• **Written task**
Without the pictures, copy all the entries below exactly.

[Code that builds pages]
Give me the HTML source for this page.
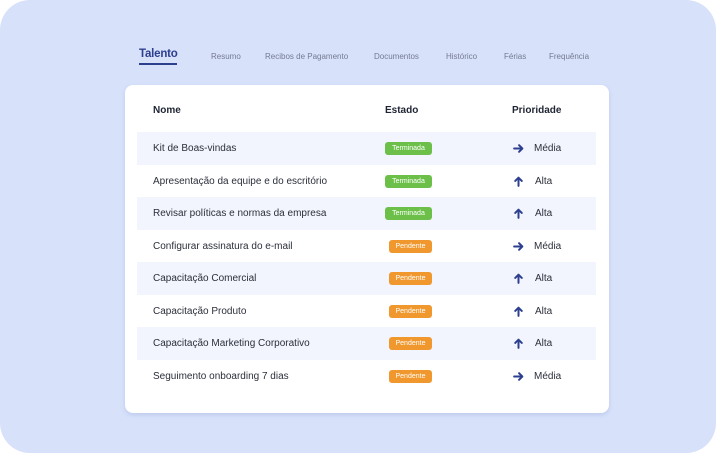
<!DOCTYPE html>
<html><head><style>
*{margin:0;padding:0;box-sizing:border-box}
body{width:716px;height:453px;background:#fff;font-family:"Liberation Sans",sans-serif;position:relative;overflow:hidden}
.bg{position:absolute;left:0;top:0;width:716px;height:453px;background:#d7e1fa;border-radius:30px}
.tab{position:absolute;top:52px;font-size:8px;color:#737b91}
.t0{position:absolute;left:139px;top:48px;font-size:11.5px;font-weight:bold;color:#2d3f8f;letter-spacing:-0.2px}
.ul{position:absolute;left:139px;top:63px;width:38px;height:2px;background:#2d3f8f}
.card{position:absolute;left:125px;top:85px;width:484px;height:328px;background:#fff;border-radius:8px;box-shadow:0 2px 4px rgba(120,140,200,.25)}
.h{position:absolute;top:105px;font-size:10px;font-weight:bold;color:#1f2433}
.row{position:absolute;left:137px;width:459px;height:32.5px}
.row.s{background:#f2f5fd}
.n{position:absolute;left:16px;top:11px;font-size:10px;color:#2b2f3a}
.b{position:absolute;top:10px;height:13px;border-radius:3px;color:#fff;font-size:7px;line-height:13px;text-align:center}
.g{left:248px;width:47px;background:#6cc04a}
.o{left:252px;width:43px;background:#f0982e}
.a{position:absolute;left:376px;top:11px;width:11px;height:11px}
.p{position:absolute;left:397px;top:11px;font-size:10px;color:#2b2f3a}
.p.al{left:398px}
</style></head><body>
<div class="bg"></div>
<div class="t0">Talento</div><div class="ul"></div>
<div class="tab" style="left:211px">Resumo</div>
<div class="tab" style="left:265px">Recibos de Pagamento</div>
<div class="tab" style="left:374px">Documentos</div>
<div class="tab" style="left:446px">Histórico</div>
<div class="tab" style="left:504px">Férias</div>
<div class="tab" style="left:549px">Frequência</div>
<div class="card"></div>
<div class="h" style="left:153px">Nome</div>
<div class="h" style="left:385px">Estado</div>
<div class="h" style="left:512px">Prioridade</div>

<svg width="0" height="0" style="position:absolute"><defs>
<symbol id="r" viewBox="0 0 10 10"><path d="M1 5H8.5M5.5 2L8.5 5L5.5 8" fill="none" stroke="#2d3f8f" stroke-width="1.8" stroke-linecap="round" stroke-linejoin="round"/></symbol>
<symbol id="u" viewBox="0 0 10 10"><path d="M5 9V1.5M2 4.5L5 1.5L8 4.5" fill="none" stroke="#2d3f8f" stroke-width="1.8" stroke-linecap="round" stroke-linejoin="round"/></symbol>
</defs></svg>

<div class="row s" style="top:132px"><div class="n">Kit de Boas-vindas</div><div class="b g">Terminada</div><svg class="a"><use href="#r"/></svg><div class="p">Média</div></div>
<div class="row" style="top:164.5px"><div class="n">Apresentação da equipe e do escritório</div><div class="b g">Terminada</div><svg class="a"><use href="#u"/></svg><div class="p al">Alta</div></div>
<div class="row s" style="top:197px"><div class="n">Revisar políticas e normas da empresa</div><div class="b g">Terminada</div><svg class="a"><use href="#u"/></svg><div class="p al">Alta</div></div>
<div class="row" style="top:229.5px"><div class="n">Configurar assinatura do e-mail</div><div class="b o">Pendente</div><svg class="a"><use href="#r"/></svg><div class="p">Média</div></div>
<div class="row s" style="top:262px"><div class="n">Capacitação Comercial</div><div class="b o">Pendente</div><svg class="a"><use href="#u"/></svg><div class="p al">Alta</div></div>
<div class="row" style="top:294.5px"><div class="n">Capacitação Produto</div><div class="b o">Pendente</div><svg class="a"><use href="#u"/></svg><div class="p al">Alta</div></div>
<div class="row s" style="top:327px"><div class="n">Capacitação Marketing Corporativo</div><div class="b o">Pendente</div><svg class="a"><use href="#u"/></svg><div class="p al">Alta</div></div>
<div class="row" style="top:359.5px"><div class="n">Seguimento onboarding 7 dias</div><div class="b o">Pendente</div><svg class="a"><use href="#r"/></svg><div class="p">Média</div></div>
</body></html>
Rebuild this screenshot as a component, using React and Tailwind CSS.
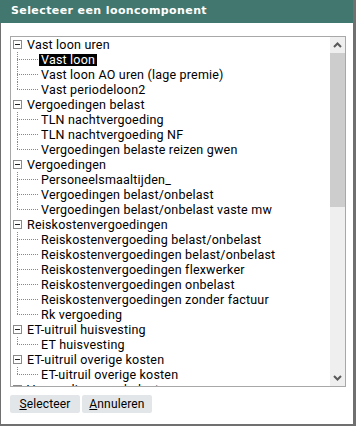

• **Solution to the exercise**
Give me the HTML source for this page.
<!DOCTYPE html>
<html><head><style>
*{margin:0;padding:0;box-sizing:border-box}
body{width:716px;height:453px;background:#fff;font-family:"Liberation Sans",sans-serif;position:relative;overflow:hidden}
.bg{position:absolute;left:0;top:0;width:716px;height:453px;background:#d7e1fa;border-radius:30px}
.tab{position:absolute;top:52px;font-size:8px;color:#737b91}
.t0{position:absolute;left:139px;top:48px;font-size:11.5px;font-weight:bold;color:#2d3f8f;letter-spacing:-0.2px}
.ul{position:absolute;left:139px;top:63px;width:38px;height:2px;background:#2d3f8f}
.card{position:absolute;left:125px;top:85px;width:484px;height:328px;background:#fff;border-radius:8px;box-shadow:0 2px 4px rgba(120,140,200,.25)}
.h{position:absolute;top:105px;font-size:10px;font-weight:bold;color:#1f2433}
.row{position:absolute;left:137px;width:459px;height:32.5px}
.row.s{background:#f2f5fd}
.n{position:absolute;left:16px;top:11px;font-size:10px;color:#2b2f3a}
.b{position:absolute;top:10px;height:13px;border-radius:3px;color:#fff;font-size:7px;line-height:13px;text-align:center}
.g{left:248px;width:47px;background:#6cc04a}
.o{left:252px;width:43px;background:#f0982e}
.a{position:absolute;left:376px;top:11px;width:11px;height:11px}
.p{position:absolute;left:397px;top:11px;font-size:10px;color:#2b2f3a}
.p.al{left:398px}
</style></head><body>
<div class="bg"></div>
<div class="t0">Talento</div><div class="ul"></div>
<div class="tab" style="left:211px">Resumo</div>
<div class="tab" style="left:265px">Recibos de Pagamento</div>
<div class="tab" style="left:374px">Documentos</div>
<div class="tab" style="left:446px">Histórico</div>
<div class="tab" style="left:504px">Férias</div>
<div class="tab" style="left:549px">Frequência</div>
<div class="card"></div>
<div class="h" style="left:153px">Nome</div>
<div class="h" style="left:385px">Estado</div>
<div class="h" style="left:512px">Prioridade</div>

<svg width="0" height="0" style="position:absolute"><defs>
<symbol id="r" viewBox="0 0 10 10"><path d="M1 5H8.5M5.5 2L8.5 5L5.5 8" fill="none" stroke="#2d3f8f" stroke-width="1.8" stroke-linecap="round" stroke-linejoin="round"/></symbol>
<symbol id="u" viewBox="0 0 10 10"><path d="M5 9V1.5M2 4.5L5 1.5L8 4.5" fill="none" stroke="#2d3f8f" stroke-width="1.8" stroke-linecap="round" stroke-linejoin="round"/></symbol>
</defs></svg>

<div class="row s" style="top:132px"><div class="n">Kit de Boas-vindas</div><div class="b g">Terminada</div><svg class="a"><use href="#r"/></svg><div class="p">Média</div></div>
<div class="row" style="top:164.5px"><div class="n">Apresentação da equipe e do escritório</div><div class="b g">Terminada</div><svg class="a"><use href="#u"/></svg><div class="p al">Alta</div></div>
<div class="row s" style="top:197px"><div class="n">Revisar políticas e normas da empresa</div><div class="b g">Terminada</div><svg class="a"><use href="#u"/></svg><div class="p al">Alta</div></div>
<div class="row" style="top:229.5px"><div class="n">Configurar assinatura do e-mail</div><div class="b o">Pendente</div><svg class="a"><use href="#r"/></svg><div class="p">Média</div></div>
<div class="row s" style="top:262px"><div class="n">Capacitação Comercial</div><div class="b o">Pendente</div><svg class="a"><use href="#u"/></svg><div class="p al">Alta</div></div>
<div class="row" style="top:294.5px"><div class="n">Capacitação Produto</div><div class="b o">Pendente</div><svg class="a"><use href="#u"/></svg><div class="p al">Alta</div></div>
<div class="row s" style="top:327px"><div class="n">Capacitação Marketing Corporativo</div><div class="b o">Pendente</div><svg class="a"><use href="#u"/></svg><div class="p al">Alta</div></div>
<div class="row" style="top:359.5px"><div class="n">Seguimento onboarding 7 dias</div><div class="b o">Pendente</div><svg class="a"><use href="#r"/></svg><div class="p">Média</div></div>
</body></html>
Rebuild this screenshot as a component, using React and Tailwind CSS.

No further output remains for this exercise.